Since the design is most difficult part, throughout the period of GSoC we experimented different design to fit to our planned variants - IPOP and other variants that modified only the part of updating the parameters. After many experiments we came up with a design that fits perfectlly to variants that only change the updating part and intialize population parameters. A fully functional CMAES
base class was implemeted and throughly tested. Also I added two new updating policies - the main part of variants: VD-CMA and Sep-CMA. These two new variants are very effective in running time - their running time are linear with the solving dimension. With the new policy of initializing mutation's weights - NegativeWeight
, now the algorithm can run in more consistent speed. Here is the result of running multiple combination of policies together - the experiment was done by running algorithms on logistic regression task with gisette dataset - details.

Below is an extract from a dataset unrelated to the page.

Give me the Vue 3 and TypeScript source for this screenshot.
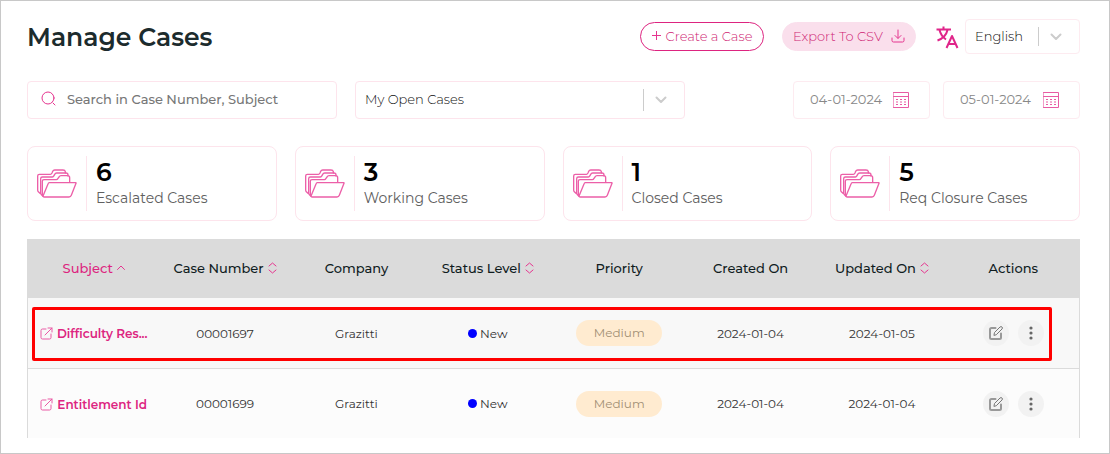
<script setup lang="ts">
import { ref } from 'vue'

interface Column { label: string; sort?: 'asc' | 'both' }
interface CaseRow {
  subject: string
  number: string
  company: string
  status: string
  priority: string
  created: string
  updated: string
  selected?: boolean
}

const search = ref('')
const view = ref('My Open Cases')
const language = ref('English')
const fromDate = ref('04-01-2024')
const toDate = ref('05-01-2024')

const stats = [
  { count: 6, label: 'Escalated Cases' },
  { count: 3, label: 'Working Cases' },
  { count: 1, label: 'Closed Cases' },
  { count: 5, label: 'Req Closure Cases' },
]

const columns: Column[] = [
  { label: 'Subject', sort: 'asc' },
  { label: 'Case Number', sort: 'both' },
  { label: 'Company' },
  { label: 'Status Level', sort: 'both' },
  { label: 'Priority' },
  { label: 'Created On' },
  { label: 'Updated On', sort: 'both' },
  { label: 'Actions' },
]

const rows: CaseRow[] = [
  { subject: 'Difficulty Res...', number: '00001697', company: 'Grazitti', status: 'New', priority: 'Medium', created: '2024-01-04', updated: '2024-01-05', selected: true },
  { subject: 'Entitlement Id', number: '00001699', company: 'Grazitti', status: 'New', priority: 'Medium', created: '2024-01-04', updated: '2024-01-04' },
]
</script>

<template>
  <main class="page">
    <header class="top">
      <h1>Manage Cases</h1>
      <button type="button" class="pill create">
        <svg width="9" height="9" viewBox="0 0 9 9" aria-hidden="true"><path d="M4.500 0v9M0 4.500h9" /></svg>
        Create a Case
      </button>
      <button type="button" class="pill export">
        Export To CSV
        <svg width="14" height="14" viewBox="0 0 14 14" aria-hidden="true"><path d="M7 1v8M4 6.500l3 3 3-3M1 9v2.500q0 1.500 1.500 1.500h9q1.500 0 1.500-1.500V9" /></svg>
      </button>
      <div class="language">
        <svg class="translate" width="24" height="24" viewBox="0 0 24 24" aria-hidden="true">
          <path d="M1.500 4.500H16M8.500 1.500v3M4.500 5c1 4 3.500 7.500 6.500 9.500M12.500 5c-1 4.500-4.500 8.500-10 10.500M11.500 23 17 11l5.500 12M13.500 19h7" />
        </svg>
        <div class="select">
          <select v-model="language" aria-label="Language"><option>English</option></select>
          <span class="caret"><svg width="12" height="8" viewBox="0 0 12 8" aria-hidden="true"><path d="M1.500 1.500 6 6l4.500-4.500" /></svg></span>
        </div>
      </div>
    </header>

    <section class="filters">
      <label class="search">
        <svg width="16" height="16" viewBox="0 0 16 16" aria-hidden="true"><circle cx="8" cy="7" r="6" /><path d="m13 12 2 2" /></svg>
        <input v-model="search" type="text" placeholder="Search in Case Number, Subject" aria-label="Search cases">
      </label>
      <div class="select view">
        <select v-model="view" aria-label="Case view"><option>My Open Cases</option></select>
        <span class="caret"><svg width="12" height="8" viewBox="0 0 12 8" aria-hidden="true"><path d="M1.500 1.500 6 6l4.500-4.500" /></svg></span>
      </div>
      <div class="dates">
        <label class="date">
          <input v-model="fromDate" type="text" aria-label="From date">
          <svg width="16" height="16" viewBox="0 0 16 16" aria-hidden="true"><path d="M.5.5h15v15H.5zM.5 4.500h15" /><path class="dots" d="M3 7.500h10M3 10h10M3 12.500h10" /></svg>
        </label>
        <label class="date">
          <input v-model="toDate" type="text" aria-label="To date">
          <svg width="16" height="16" viewBox="0 0 16 16" aria-hidden="true"><path d="M.5.5h15v15H.5zM.5 4.500h15" /><path class="dots" d="M3 7.500h10M3 10h10M3 12.500h10" /></svg>
        </label>
      </div>
    </section>

    <section class="stats">
      <article v-for="s in stats" :key="s.label" class="stat">
        <div class="folder">
          <svg width="40" height="29" viewBox="0 0 120 87" aria-hidden="true">
            <path d="M9 73 4 68q-2-2-2-5V21q0-5 5-5h33q3 0 5-4l2-5q2-4 6-4h25q6 0 7 5v4" />
            <path d="M14 78 11 74V29q0-5 5-5h30q3 0 5-4l2-4q2-4 6-4h28q6 0 6 6v3" />
            <path d="M18 82q-2 0-2-5V37q0-5 5-5h37q3 0 5-4l3-4q2-4 6-4h20q6 0 6 6v14" />
            <path d="M37 41h79q2 0 1 2l-14 36q-2 5-7 5H22q-5 0-3-5l14-34q1-4 4-4Z" />
          </svg>
        </div>
        <div>
          <strong>{{ s.count }}</strong>
          <p>{{ s.label }}</p>
        </div>
      </article>
    </section>

    <div class="table-wrap">
      <table>
        <thead>
          <tr>
            <th v-for="c in columns" :key="c.label" scope="col" :class="{ active: c.sort === 'asc' }">
              <button v-if="c.sort" type="button" class="sort">
                {{ c.label }}
                <svg v-if="c.sort === 'asc'" width="8" height="5" viewBox="0 0 8 5" aria-hidden="true"><path d="M.5 4.500 4 1l3.500 3.500" /></svg>
                <svg v-else width="9" height="12" viewBox="0 0 9 12" aria-hidden="true"><path d="M1 4 4.500 1 8 4M1 8l3.500 3L8 8" /></svg>
              </button>
              <template v-else>{{ c.label }}</template>
            </th>
          </tr>
        </thead>
        <tbody>
          <tr v-for="r in rows" :key="r.number" :class="{ selected: r.selected }">
            <td>
              <a href="#" class="subject">
                <svg width="13" height="13" viewBox="0 0 13 13" aria-hidden="true"><path d="M6 2H2.500Q1 2 1 3.500v7Q1 12 2.500 12h7q1.500 0 1.500-1.500V7M8 1h4v4M12 1 5 8" /></svg>
                {{ r.subject }}
              </a>
              <span v-if="r.selected" class="outline"></span>
            </td>
            <td>{{ r.number }}</td>
            <td>{{ r.company }}</td>
            <td><span class="status">{{ r.status }}</span></td>
            <td><span class="priority">{{ r.priority }}</span></td>
            <td>{{ r.created }}</td>
            <td>{{ r.updated }}</td>
            <td>
              <div class="actions">
                <button type="button" aria-label="Edit case">
                  <svg class="edit" width="14" height="14" viewBox="0 0 14 14" aria-hidden="true"><path d="M6.500 2H2.500Q1 2 1 3.500v8Q1 13 2.500 13h8q1.500 0 1.500-1.500v-4" /><path class="pen" d="m5 9 .5-2.500L11 1q1-.8 2 0t0 2L7.500 8.500Z" /></svg>
                </button>
                <button type="button" aria-label="More actions">
                  <svg class="more" width="4" height="14" viewBox="0 0 4 14" aria-hidden="true"><circle cx="2" cy="2" r="1.600" /><circle cx="2" cy="7" r="1.600" /><circle cx="2" cy="12" r="1.600" /></svg>
                </button>
              </div>
            </td>
          </tr>
        </tbody>
      </table>
    </div>
  </main>
</template>

<style>
body { margin: 0; background: #fff; }
</style>

<style scoped>
* { box-sizing: border-box; }
.page {
  min-height: 100vh;
  padding: 18px 29px 15px 26px;
  border: 1px solid #c8c8c8;
  font-family: Montserrat, Inter, "Liberation Sans", sans-serif;
  font-size: 12px;
  color: #333;
}
svg { flex: none; fill: none; stroke: #e5358f; stroke-width: 1; stroke-linecap: round; stroke-linejoin: round; }
button, input, select { margin: 0; font: inherit; color: inherit; }
button { cursor: pointer; }
h1, p { margin: 0; }

.top { display: flex; align-items: center; }
h1 { flex: 1; font-size: 25px; line-height: 34px; font-weight: 600; color: #1c2b2d; }
.pill {
  display: flex; align-items: center; height: 29px; padding: 0 10px 2px;
  border: 1px solid #dd2480; border-radius: 15px;
  background: #fff; color: #cf1f74; font-size: 13px; font-weight: 300; white-space: nowrap;
}
.create { gap: 5px; width: 124px; justify-content: center; padding: 0 0 2px; }
.export { width: 134px; justify-content: space-between; margin-left: 18px; border-color: #fadfec; background: #fadfec; }
.language { display: flex; align-items: center; gap: 6px; margin-left: 19px; }
.translate { stroke: #e0258a; stroke-width: 2; stroke-linecap: butt; }
.select { position: relative; width: 115px; height: 35px; }
.select select {
  width: 100%; height: 100%; padding: 0 50px 2px 9px; appearance: none;
  border: 1px solid #fdebf0; border-radius: 4px; background: #fff; color: #111; font-size: 13px; font-weight: 300;
}
.caret {
  position: absolute; top: 8px; right: 18px; bottom: 8px; display: flex; align-items: center;
  padding-left: 11px; border-left: 1px solid #ccc; pointer-events: none;
}
.caret svg { stroke: #ccc; stroke-width: 2; }

.filters { display: flex; gap: 18px; margin-top: 27px; }
.search {
  display: flex; align-items: center; gap: 11px; width: 310px; height: 38px; padding: 0 12px 2px;
  border: 1px solid #fde4ec; border-radius: 4px;
}
input { min-width: 0; padding: 0; border: 0; outline: 0; background: transparent; }
.search input { flex: 1; font-size: 13px; font-weight: 500; }
.search input::placeholder { color: #777; opacity: 1; }
.view { width: 330px; height: 38px; }
.view select { border-color: #fde4ec; }
.dates { display: flex; gap: 13px; margin-left: auto; }
.date {
  display: flex; align-items: center; justify-content: space-between; width: 137px; height: 38px; padding: 0 20px 0 16px;
  border: 1px solid #fdebf0; border-radius: 4px;
}
.date input { width: 80px; padding-bottom: 2px; font-size: 13px; color: #888; }
.date svg { stroke: #e85ba3; }
.dots { stroke-dasharray: 2 2; stroke-linecap: butt; }

.stats { display: grid; grid-template-columns: repeat(4, 1fr); gap: 18px; margin-top: 27px; }
.stat { display: flex; align-items: center; gap: 9px; height: 75px; padding: 0 9px; border: 1px solid #fde4ec; border-radius: 8px; }
.folder { display: flex; align-items: center; height: 55px; padding-right: 9px; border-right: 1px solid #fde4ec; }
.folder svg { stroke: #ec5fa8; stroke-width: 4; }
.stat strong { display: block; font-size: 25px; line-height: 28px; font-weight: 600; color: #000; }
.stat p { font-size: 14px; line-height: 24px; font-weight: 400; color: #606060; }

.table-wrap { margin-top: 18px; border: solid #dbdbdb; border-width: 0 1px; }
table { width: 100%; table-layout: fixed; border-spacing: 0; }
th { height: 59px; padding: 0 0 2px; background: #dbdbdb; color: #101c1e; font-size: 13px; font-weight: 500; }
.sort { display: inline-flex; align-items: center; gap: 4px; padding: 0; border: 0; background: none; white-space: nowrap; }
.active { color: #dd2480; }
td { height: 69px; padding: 0; text-align: center; font-size: 12px; font-weight: 400; color: #333; }
tbody tr { position: relative; background: #fcfcfc; }
tbody tr.selected { background: #f8f8f8; }
tbody tr.selected td { height: 71px; border-bottom: 1px solid #dbdbdb; }
.outline { position: absolute; inset: 9px 27px 8px 4px; border: 3px solid #f00; border-radius: 2px; pointer-events: none; }
.subject { display: inline-flex; align-items: center; gap: 4px; vertical-align: middle; color: #dd2480; font-weight: 600; text-decoration: none; white-space: nowrap; }
.subject svg { stroke: #ea5aa5; }
.status { display: inline-flex; align-items: center; gap: 3px; }
.status::before { content: ""; width: 9px; height: 9px; border-radius: 50%; background: #00f; }
.priority { display: inline-block; width: 86px; line-height: 26px; border-radius: 13px; background: #ffebd0; color: #a28f75; }
.actions { display: flex; justify-content: center; gap: 9px; }
.actions button { display: flex; align-items: center; justify-content: center; width: 26px; height: 26px; padding: 0; border: 0; border-radius: 50%; background: #f2f2f2; }
.actions .edit { stroke: #999; stroke-width: 2; }
.actions .pen { stroke: #777; stroke-width: 1; fill: #f2f2f2; }
.actions .more { fill: #666; stroke: none; }
</style>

All of my work in wrapped in one pull request only. You can have a look at this at: Pull Request #349 : Implementation of negative weights, Sep-CMA, VD-CMA. Sep and VD CMA achieving linear time complexity. In this PR, I implemented:
- Negative weights policy (a recent improvement of default CMA-ES, more details is at https://arxiv.org/pdf/1604.00772.pdf - page 31) in
weight_init_policies/negative_weight.hpp
. - Vd-CMA update policy: a linear time update covariance matrix as in VD-CMA: Linear Time/Space Comparison-based Natural Gradient Optimization. The covariance matrix is limited as
$C = D (I + v*v^t) D$ , where D is a diagonal, v is a vector inupdate_policies/vd_update.hpp
. - Sep-CMA update policy: a linear time update covariance matrix by just updating the covariance matrix's diagonal as in Raymond Ros et al. in "A Simple Modification in CMA-ES Achieving Linear Time and Space Complexitys" in
update_policies/sep_update.hpp
.
Most imporant I changed the implementation of CMA main class, the purpose of the class is to store the default parameters of the algorithm once the optimizer is created and allow us to add new variants easier since I split the main algorithm into many parts. Since many improvements of the CMA-ES algorithm use the same set of parameters as the original one and many formulas look the same, this new CMAES class will reduce code replication. The code are in cmaes.hpp
and cmaes_impl.hpp
.
There is another closed pull request: the reason I closed this pull request because of the changes in design I made is too drastically so I decided to make a new pull request. Also the design of cmaes
was changed in order to fit other sutiable(in time) variants which are different from the beginning expectation.
Pull Request #346 : Implementation of CMAparameters class and negative weights
I am planning to implement the IPOP restart strategy and Cholesky. The Cholesky update is only required to add a new update policy - this is farily easy but the IPOP needs more changes in the base class design or make a new separated algorithm with the cmaes
base class as a base optimizer as the implementation of adam
optimizer and sgd
in ensmallen
library. Yet to succesfully implement the IPOP I still need more time to research and get advices from others in commmunity.